WHAT YOU HAVE TO DO.
Below are some records. Say how many of their lines include the string "with", giving only the number.

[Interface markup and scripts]
•••

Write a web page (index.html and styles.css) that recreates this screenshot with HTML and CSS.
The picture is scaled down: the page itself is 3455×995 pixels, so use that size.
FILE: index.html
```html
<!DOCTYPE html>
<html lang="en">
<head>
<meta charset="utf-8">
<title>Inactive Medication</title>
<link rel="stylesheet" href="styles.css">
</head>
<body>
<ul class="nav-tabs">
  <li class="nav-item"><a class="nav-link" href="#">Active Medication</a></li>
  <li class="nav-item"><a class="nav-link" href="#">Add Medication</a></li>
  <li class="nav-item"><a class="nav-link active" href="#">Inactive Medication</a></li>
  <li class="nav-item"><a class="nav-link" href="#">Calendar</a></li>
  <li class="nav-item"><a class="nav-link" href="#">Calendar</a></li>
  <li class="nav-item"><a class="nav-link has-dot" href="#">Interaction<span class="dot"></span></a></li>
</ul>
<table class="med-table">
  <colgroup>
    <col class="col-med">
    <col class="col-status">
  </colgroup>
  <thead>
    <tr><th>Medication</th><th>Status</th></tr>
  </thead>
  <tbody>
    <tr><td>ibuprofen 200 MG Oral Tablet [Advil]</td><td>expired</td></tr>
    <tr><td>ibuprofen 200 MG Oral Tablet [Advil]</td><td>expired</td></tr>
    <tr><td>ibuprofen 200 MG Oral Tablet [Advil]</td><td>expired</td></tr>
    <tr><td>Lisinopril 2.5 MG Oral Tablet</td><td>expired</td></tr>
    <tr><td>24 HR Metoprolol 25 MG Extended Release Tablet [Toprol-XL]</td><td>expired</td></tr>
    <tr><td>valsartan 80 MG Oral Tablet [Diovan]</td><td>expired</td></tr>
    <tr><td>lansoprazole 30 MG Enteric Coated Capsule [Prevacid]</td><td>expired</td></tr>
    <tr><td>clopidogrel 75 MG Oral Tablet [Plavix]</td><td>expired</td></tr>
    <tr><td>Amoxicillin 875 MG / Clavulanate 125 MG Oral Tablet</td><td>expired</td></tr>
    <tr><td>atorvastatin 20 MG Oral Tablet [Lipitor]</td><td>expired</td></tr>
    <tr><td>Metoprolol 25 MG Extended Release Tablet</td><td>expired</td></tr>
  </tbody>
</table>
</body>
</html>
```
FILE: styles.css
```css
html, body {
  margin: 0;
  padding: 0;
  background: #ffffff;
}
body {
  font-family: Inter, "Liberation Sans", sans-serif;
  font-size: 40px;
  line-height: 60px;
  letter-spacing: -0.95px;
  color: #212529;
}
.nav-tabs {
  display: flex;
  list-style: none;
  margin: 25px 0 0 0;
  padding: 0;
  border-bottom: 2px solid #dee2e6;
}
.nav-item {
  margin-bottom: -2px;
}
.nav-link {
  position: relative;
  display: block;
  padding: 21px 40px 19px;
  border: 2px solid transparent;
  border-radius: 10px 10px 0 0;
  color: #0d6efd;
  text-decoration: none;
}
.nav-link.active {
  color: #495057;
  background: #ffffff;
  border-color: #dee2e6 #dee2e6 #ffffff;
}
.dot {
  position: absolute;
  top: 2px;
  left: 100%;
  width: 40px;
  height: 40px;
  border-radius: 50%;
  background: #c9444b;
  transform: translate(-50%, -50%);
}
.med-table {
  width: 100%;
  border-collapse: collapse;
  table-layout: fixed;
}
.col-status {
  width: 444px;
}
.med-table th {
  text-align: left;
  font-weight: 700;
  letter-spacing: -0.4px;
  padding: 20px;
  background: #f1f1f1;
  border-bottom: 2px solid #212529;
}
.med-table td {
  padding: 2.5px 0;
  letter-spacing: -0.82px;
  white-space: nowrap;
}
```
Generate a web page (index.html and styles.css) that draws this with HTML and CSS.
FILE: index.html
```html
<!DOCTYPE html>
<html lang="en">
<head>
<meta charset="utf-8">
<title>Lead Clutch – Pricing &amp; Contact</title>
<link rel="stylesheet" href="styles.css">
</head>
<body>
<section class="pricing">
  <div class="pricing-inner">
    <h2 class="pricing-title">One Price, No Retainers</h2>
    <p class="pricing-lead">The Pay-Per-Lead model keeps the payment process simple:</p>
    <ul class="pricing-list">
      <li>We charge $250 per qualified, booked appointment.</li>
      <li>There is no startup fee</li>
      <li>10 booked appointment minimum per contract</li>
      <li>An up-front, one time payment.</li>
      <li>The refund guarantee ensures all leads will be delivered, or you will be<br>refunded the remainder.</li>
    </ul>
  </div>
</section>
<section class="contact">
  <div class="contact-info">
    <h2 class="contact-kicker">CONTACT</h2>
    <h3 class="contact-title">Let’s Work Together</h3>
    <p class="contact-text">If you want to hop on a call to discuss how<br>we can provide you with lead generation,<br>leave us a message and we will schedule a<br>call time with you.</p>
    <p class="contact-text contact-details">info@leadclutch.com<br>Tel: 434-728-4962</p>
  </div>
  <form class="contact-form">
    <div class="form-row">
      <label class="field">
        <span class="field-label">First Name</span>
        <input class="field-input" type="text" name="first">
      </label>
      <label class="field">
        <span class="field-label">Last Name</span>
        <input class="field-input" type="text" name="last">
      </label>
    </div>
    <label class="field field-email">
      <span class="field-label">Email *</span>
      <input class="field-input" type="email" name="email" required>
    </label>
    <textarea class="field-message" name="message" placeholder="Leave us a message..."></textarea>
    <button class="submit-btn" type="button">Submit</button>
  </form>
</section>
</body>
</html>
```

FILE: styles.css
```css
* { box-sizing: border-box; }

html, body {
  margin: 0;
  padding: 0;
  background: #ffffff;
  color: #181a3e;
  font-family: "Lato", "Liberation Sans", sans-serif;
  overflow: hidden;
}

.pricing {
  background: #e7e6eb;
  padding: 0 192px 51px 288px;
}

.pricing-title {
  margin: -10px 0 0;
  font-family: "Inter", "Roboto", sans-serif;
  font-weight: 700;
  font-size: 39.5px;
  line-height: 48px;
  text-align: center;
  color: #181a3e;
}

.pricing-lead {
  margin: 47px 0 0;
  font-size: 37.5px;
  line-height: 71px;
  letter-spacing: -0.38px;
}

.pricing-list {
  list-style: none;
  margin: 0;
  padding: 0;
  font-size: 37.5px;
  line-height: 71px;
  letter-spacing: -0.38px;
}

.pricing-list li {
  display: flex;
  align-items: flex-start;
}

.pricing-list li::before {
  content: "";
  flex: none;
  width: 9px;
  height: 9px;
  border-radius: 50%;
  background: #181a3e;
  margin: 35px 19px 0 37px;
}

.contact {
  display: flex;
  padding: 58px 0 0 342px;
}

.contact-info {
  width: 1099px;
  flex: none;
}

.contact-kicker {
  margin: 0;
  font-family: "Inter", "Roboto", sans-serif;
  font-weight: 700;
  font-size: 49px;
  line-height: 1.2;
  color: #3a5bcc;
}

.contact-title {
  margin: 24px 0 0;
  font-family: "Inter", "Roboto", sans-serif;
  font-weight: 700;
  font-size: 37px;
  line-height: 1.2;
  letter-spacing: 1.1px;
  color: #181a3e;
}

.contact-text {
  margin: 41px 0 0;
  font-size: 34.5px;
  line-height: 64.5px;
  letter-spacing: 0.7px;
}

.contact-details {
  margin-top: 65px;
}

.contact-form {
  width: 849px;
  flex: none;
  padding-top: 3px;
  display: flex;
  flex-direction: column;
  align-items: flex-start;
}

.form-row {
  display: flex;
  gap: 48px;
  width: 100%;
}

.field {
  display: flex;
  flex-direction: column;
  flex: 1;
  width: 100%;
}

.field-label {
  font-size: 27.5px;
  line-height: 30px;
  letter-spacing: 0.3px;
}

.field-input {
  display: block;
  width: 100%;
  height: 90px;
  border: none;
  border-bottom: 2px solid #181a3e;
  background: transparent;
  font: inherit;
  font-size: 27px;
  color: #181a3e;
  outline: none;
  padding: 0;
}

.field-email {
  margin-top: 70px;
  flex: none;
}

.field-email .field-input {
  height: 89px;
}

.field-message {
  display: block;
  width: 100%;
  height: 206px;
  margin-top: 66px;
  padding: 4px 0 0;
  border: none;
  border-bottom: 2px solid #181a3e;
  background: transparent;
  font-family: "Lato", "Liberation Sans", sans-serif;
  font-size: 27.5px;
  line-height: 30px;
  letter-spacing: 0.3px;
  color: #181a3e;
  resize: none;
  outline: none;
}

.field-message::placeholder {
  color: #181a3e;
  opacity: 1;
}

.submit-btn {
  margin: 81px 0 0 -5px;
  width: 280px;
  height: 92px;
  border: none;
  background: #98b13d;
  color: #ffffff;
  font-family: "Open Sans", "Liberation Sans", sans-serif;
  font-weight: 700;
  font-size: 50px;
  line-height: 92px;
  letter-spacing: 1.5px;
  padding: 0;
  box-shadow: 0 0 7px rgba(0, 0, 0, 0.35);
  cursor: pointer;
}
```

•••

TASK OUTPUT.
3